The Christmas tree stain colours any nucleated or acidic cell, not only spermatozoa. Several cell types appear on sexual assault smears and must be distinguished from ghost heads or intact sperm heads to avoid false-positive identifications.

• Spermatids and round germ cells: immature sperm cells from the testis, sometimes shed in ejaculate. They are round, smaller than a sperm head, and lack the characteristic oval morphology and acrosomal cap. They can appear in ejaculate from men with spermatogenic dysfunction.
• Leukocytes: white blood cells with lobed or round nuclei stain red with Kernechtrot but show nuclear features distinct from sperm (multi-lobed in neutrophils; large round nucleus in lymphocytes). Leukocytes in vaginal smears may indicate infection.
• Epithelial cells: large, flat squamous cells from vaginal or skin surfaces. Much larger than sperm heads (30-50 microns) and clearly distinguishable at 400x, but their debris and fragments can clutter the background.
• Bacteria and yeast: dense bacterial colonies can create clusters of small red-staining objects. At 400x their morphology (rods, cocci, budding yeast) is distinct from the smooth oval sperm nucleus.

Azoospermia is the condition in which a man's ejaculate contains no spermatozoa. It affects approximately 1% of the male general population, rises to roughly 2-3% among men presenting with infertility, and approaches 100% in men who have had a successful vasectomy. In a forensic context this means a semen stain from an azoospermic donor will test sperm-negative by microscopy, even when the stain is fresh, the preparation is technically perfect, and the search is thorough.

The seminal plasma proteins, including PSA/p30, prostate-specific membrane antigen, and the proteins detected by RSID-Semen, are secreted by the prostate and seminal vesicles independently of spermatogenesis. Post-vasectomy ejaculate still contains these proteins at near-normal concentrations. The AP activity in seminal plasma is also unaffected by vasectomy. So the other identification methods remain valid; only the sperm search fails to find cells.
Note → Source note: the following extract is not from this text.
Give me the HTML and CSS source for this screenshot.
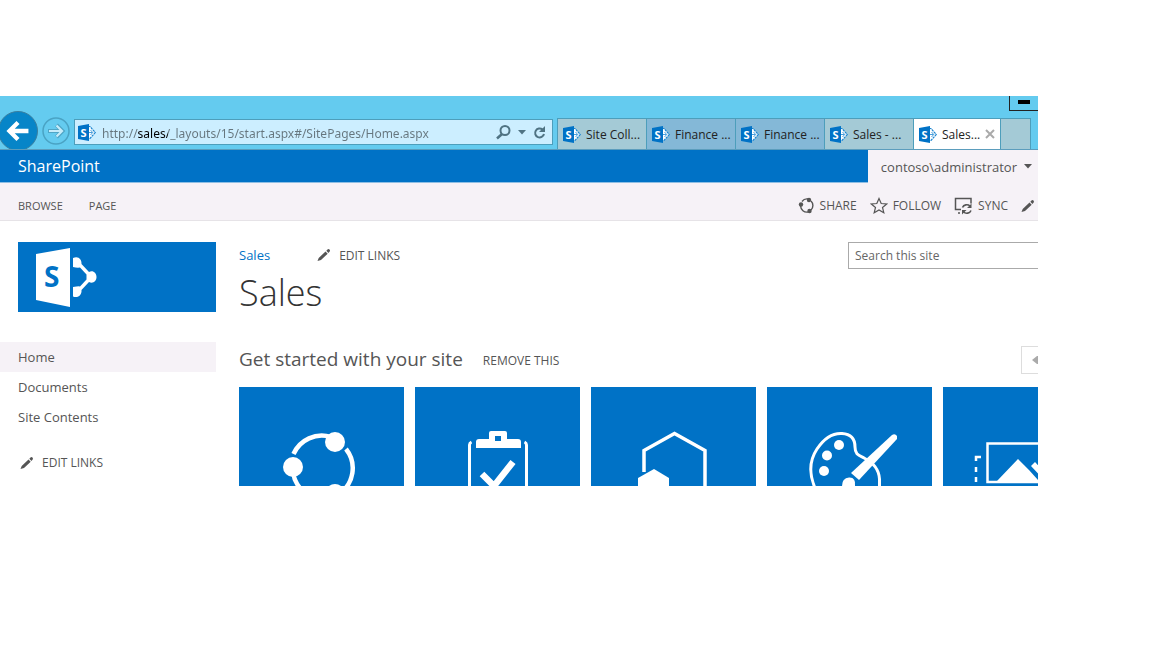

The practical implication for casework is always to run protein-based confirmatory tests alongside sperm microscopy. Reporting a stain as 'no semen detected' on the basis of a sperm-negative microscopy result alone risks a false negative in 1-2% of cases. The complete report states: sperm search negative, PSA/RSID result positive or negative, overall interpretation based on the full battery.

Persistence data from clinical and forensic studies give rough windows within which spermatozoa can be expected in different body sites after intercourse. These windows are guides, not hard cut-offs. Individual variation in vaginal pH, menstrual status, activity level, and hygiene all affect real-world persistence.
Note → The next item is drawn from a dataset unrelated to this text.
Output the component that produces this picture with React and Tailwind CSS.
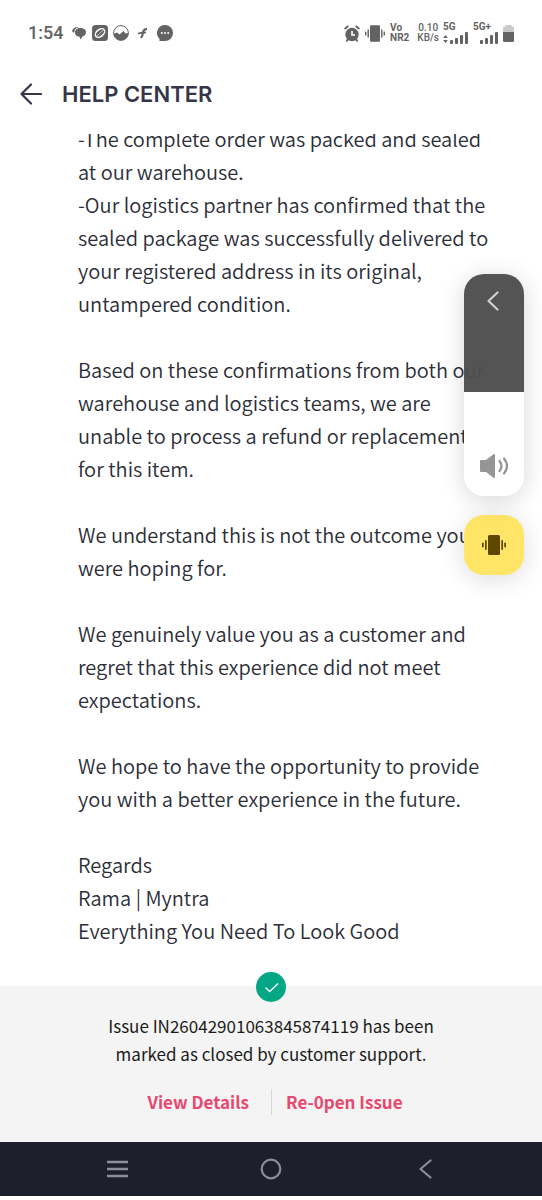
import { useState } from 'react';

const paragraphs = [
    [
        '-The complete order was packed and sealed at our warehouse.',
        '-Our logistics partner has confirmed that the sealed package was successfully delivered to your registered address in its original, untampered condition.',
    ],
    ['Based on these confirmations from both our warehouse and logistics teams, we are unable to process a refund or replacement for this item.'],
    ['We understand this is not the outcome you were hoping for.'],
    ['We genuinely value you as a customer and regret that this experience did not meet expectations.'],
    ['We hope to have the opportunity to provide you with a better experience in the future.'],
    ['Regards', 'Rama | Myntra', 'Everything You Need To Look Good'],
];

function SignalBars({ roaming }) {
    return (
        <svg className="w-[26px] h-3" viewBox="0 0 26 12" fill="currentColor">
            {roaming && <path d="M2.500 3 4.800 6H.2zM2.500 11 .2 8h4.600z" />}
            <rect x="7" y="8" width="3" height="4" rx="1" />
            <rect x="12" y="6" width="3" height="6" rx="1" />
            <rect x="17" y="3" width="3" height="9" rx="1" />
            <rect x="22" y="0" width="3" height="12" rx="1" />
        </svg>
    );
}

function VibrateIcon({ className }) {
    return (
        <svg className={className} viewBox="0 0 24 20" fill="currentColor">
            <rect x="6" y="0" width="12" height="20" rx="1.5" />
            <rect x="3" y="5" width="1.7" height="10" rx="0.8" />
            <rect x="19.3" y="5" width="1.7" height="10" rx="0.8" />
            <rect x="0" y="7.5" width="1.7" height="5" rx="0.8" />
            <rect x="22.3" y="7.5" width="1.7" height="5" rx="0.8" />
        </svg>
    );
}

function StatusBar() {
    return (
        <div className="flex items-center justify-between h-[66px] pl-7 pr-7 text-[#636363] font-['Roboto',sans-serif]">
            <div className="flex items-center">
                <span className="text-lg font-medium">1:54</span>
                <svg className="w-[14px] h-[14px] ml-[9px]" viewBox="0 0 14 14" fill="currentColor">
                    <path d="M.3 5C.3 2.700 2.500 1 6 1h3c-4 0-6.500 2-6.500 4.500v1C1 6.500.3 6 .3 5z" />
                    <path d="M8.300 2C11.500 2 14 3.600 14 6.200S11.800 10 10.500 10.500L8.500 13.500 7.500 10.700C4.500 10.600 3 9 3 6.500S5 2 8.300 2z" />
                </svg>
                <svg className="w-4 h-4 ml-[6px]" viewBox="0 0 16 16">
                    <rect width="16" height="16" rx="3.500" fill="currentColor" />
                    <ellipse cx="8" cy="8" rx="6" ry="4.200" transform="rotate(-40 8 8)" fill="#fff" />
                    <ellipse cx="8" cy="8" rx="4.800" ry="2.600" transform="rotate(-40 8 8)" fill="currentColor" />
                    <path d="M3.500 11.500C7 11 9 5.500 12.500 4.500" fill="none" stroke="#fff" strokeWidth=".6" />
                </svg>
                <svg className="w-4 h-4 ml-[5px]" viewBox="0 0 16 16">
                    <circle cx="8" cy="8" r="7.400" fill="none" stroke="currentColor" strokeWidth="1" />
                    <path d="M.6 9 4 7.500 6.500 9.500 10.500 6l2 2.500 3-.6A7.500 7.500 0 0 1 .6 9z" fill="currentColor" />
                </svg>
                <svg className="w-[10px] h-3 ml-[9px]" viewBox="0 0 10 12" fill="none" stroke="currentColor">
                    <path d="M2.500 10.500c2 0 1.800-2 2.300-4.500S6 2 9 2.200" strokeWidth="2.200" />
                    <path d="M0 6.500c3-.8 5-.8 8-1" strokeWidth="1.600" />
                </svg>
                <svg className="w-4 h-4 ml-[9px]" viewBox="0 0 16 16">
                    <path d="M8 0a8 8 0 1 1 0 16H2.500v-2.200A8 8 0 0 1 8 0z" fill="currentColor" />
                    <circle cx="4.800" cy="8" r="1" fill="#fff" />
                    <circle cx="8" cy="8" r="1" fill="#fff" />
                    <circle cx="11.200" cy="8" r="1" fill="#fff" />
                </svg>
            </div>
            <div className="flex items-center text-[10px] leading-[10px] font-bold">
                <svg className="w-4 h-[17px]" viewBox="0 0 16 17">
                    <circle cx="8" cy="9.500" r="6.700" fill="currentColor" />
                    <path d="m.6 4 3.600-3M15.400 4 11.800 1M4 14l-1.500 2.500M12 14l1.500 2.500" stroke="currentColor" strokeWidth="2" />
                    <path d="M8 6v4h3" fill="none" stroke="#fff" strokeWidth="1.600" />
                </svg>
                <VibrateIcon className="w-5 h-[17px] ml-[5px]" />
                <span className="ml-[5px]">Vo<br />NR2</span>
                <span className="ml-2 text-center font-medium">0.10<br />KB/s</span>
                <span className="ml-1 flex flex-col">5G<SignalBars roaming /></span>
                <span className="ml-1 flex flex-col">5G+<SignalBars /></span>
                <svg className="w-[11px] h-[17px] ml-1" viewBox="0 0 11 17" fill="currentColor">
                    <path d="M2.500 1.500V0h6v1.500h1Q11 1.500 11 3v4H0V3q0-1.500 1.500-1.500z" opacity=".35" />
                    <path d="M0 7h11v8.500Q11 17 9.500 17h-8Q0 17 0 15.500z" />
                </svg>
            </div>
        </div>
    );
}

function VolumePanel() {
    const [volume, setVolume] = useState(47);

    return (
        <div className="absolute right-[18px] top-[274px] flex flex-col gap-[19px]">
            <div className="relative flex flex-col w-[60px] h-[222px] rounded-[20px] overflow-hidden shadow-[0_4px_24px_rgba(0,0,0,0.16)]">
                <div className="flex-1 bg-[#4e4e4e]/97" />
                <div className="bg-white" style={{ height: `${volume}%` }} />
                <input
                    type="range"
                    aria-label="Volume"
                    value={volume}
                    onChange={(e) => setVolume(Number(e.target.value))}
                    className="absolute inset-0 w-full h-full appearance-none bg-transparent [writing-mode:vertical-lr] [direction:rtl] [&::-webkit-slider-thumb]:appearance-none"
                />
                <button aria-label="Sound settings" className="absolute left-[23px] top-[17px]">
                    <svg className="w-3 h-5" viewBox="0 0 12 20" fill="none" stroke="#d0d0d0" strokeWidth="2.200" strokeLinecap="round" strokeLinejoin="round">
                        <path d="M10.500 1.500 1.500 10l9 8.500" />
                    </svg>
                </button>
                <svg className="absolute left-4 bottom-[18px] w-7 h-6 pointer-events-none" viewBox="0 0 28 24">
                    <path d="M1 6h5l7.500-5.700q1.500-.6 1.500.7v22q0 1.300-1.500.7L6 18H1q-1 0-1-1V7q0-1 1-1z" fill="#959595" />
                    <path d="M19.500 7q4 5 0 10M24 4.500q6 7.500 0 15" fill="none" stroke="#959595" strokeWidth="2.200" strokeLinecap="round" />
                </svg>
            </div>
            <button aria-label="Vibrate" className="flex items-center justify-center w-[60px] h-[60px] rounded-[20px] bg-[#ffe566] text-[#5e4600] shadow-[0_4px_24px_rgba(0,0,0,0.14)]">
                <VibrateIcon className="w-6 h-5" />
            </button>
        </div>
    );
}

function IssueStatus() {
    return (
        <footer className="relative bg-[#f4f4f4] pt-[26px] pb-[27px] text-center text-[17px] leading-7 text-[#1c1c20]">
            <svg className="absolute left-1/2 -translate-x-1/2 -top-[14px] w-[30px] h-[30px]" viewBox="0 0 30 30">
                <circle cx="15" cy="15" r="15" fill="#03a685" />
                <path d="m9.500 15.500 4.200 4 8.300-8" fill="none" stroke="#fff" strokeWidth="1.300" />
            </svg>
            <p className="max-w-[360px] mx-auto">
                Issue IN26042901063845874119 has been marked as closed by customer support.
            </p>
            <div className="mt-[21px] grid grid-cols-2 leading-[26px] font-bold text-[#e8486f]">
                <div className="flex justify-end pr-[22px]">
                    <button>View Details</button>
                </div>
                <div className="flex pl-[14px] border-l border-[#d8d8da]">
                    <button>Re-0pen Issue</button>
                </div>
            </div>
        </footer>
    );
}

function NavBar() {
    return (
        <nav className="flex items-center justify-between h-[54px] mb-1 px-[105px] bg-[#1d202c] text-[#8c8e99]">
            <button aria-label="Recent apps" className="w-6 flex justify-center">
                <svg className="w-[21px] h-[18px]" viewBox="0 0 21 18" fill="none" stroke="currentColor" strokeWidth="2.400">
                    <path d="M0 2h21M0 9h21M0 16h21" />
                </svg>
            </button>
            <button aria-label="Home" className="w-6 flex justify-center">
                <svg className="w-[22px] h-[22px]" viewBox="0 0 22 22" fill="none" stroke="currentColor" strokeWidth="2.200">
                    <circle cx="11" cy="11" r="9.300" />
                </svg>
            </button>
            <button aria-label="Back" className="w-6 flex justify-center">
                <svg className="w-[13px] h-5" viewBox="0 0 13 20" fill="none" stroke="currentColor" strokeWidth="2.200" strokeLinecap="round" strokeLinejoin="round">
                    <path d="M11.500 1.500 1.500 10l10 8.500" />
                </svg>
            </button>
        </nav>
    );
}

function App() {
    return (
        <div className="relative min-h-screen flex flex-col bg-white font-['Noto_Sans_CJK_SC',sans-serif]">
            <StatusBar />
            <header className="flex items-center gap-5 h-[68px] pl-5 pb-3 text-[#353748]">
                <button aria-label="Go back">
                    <svg className="w-[22px] h-[22px]" viewBox="0 0 22 22" fill="none" stroke="currentColor" strokeWidth="2.200" strokeLinecap="round" strokeLinejoin="round">
                        <path d="M21 11H1.500M11 1.500 1.500 11l9.500 9.500" />
                    </svg>
                </button>
                <h1 className="text-[22px] font-semibold font-['Inter',sans-serif]">HELP CENTER</h1>
            </header>
            <main className="flex-1 overflow-hidden pl-[78px] pr-[52px]">
                {/* message is scrolled a little under the header */}
                <div className="-mt-3 flex flex-col gap-[33px] text-[20px] font-[350] leading-[33px] text-[#2c2e38]">
                    {paragraphs.map((lines, i) => (
                        <div key={i}>
                            {lines.map((line) => (
                                <p key={line}>{line}</p>
                            ))}
                        </div>
                    ))}
                </div>
            </main>
            <IssueStatus />
            <NavBar />
            <VolumePanel />
        </div>
    );
}

export default App;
These numbers underpin advice to medical examiners about the timing of kits. Beyond 72 hours post-vaginal intercourse, a sperm-positive result is possible but less likely; a sperm-negative result at that interval cannot exclude intercourse having occurred. Conversely, finding intact motile spermatozoa on a live victim's vaginal swab strongly suggests intercourse within the preceding 6-12 hours.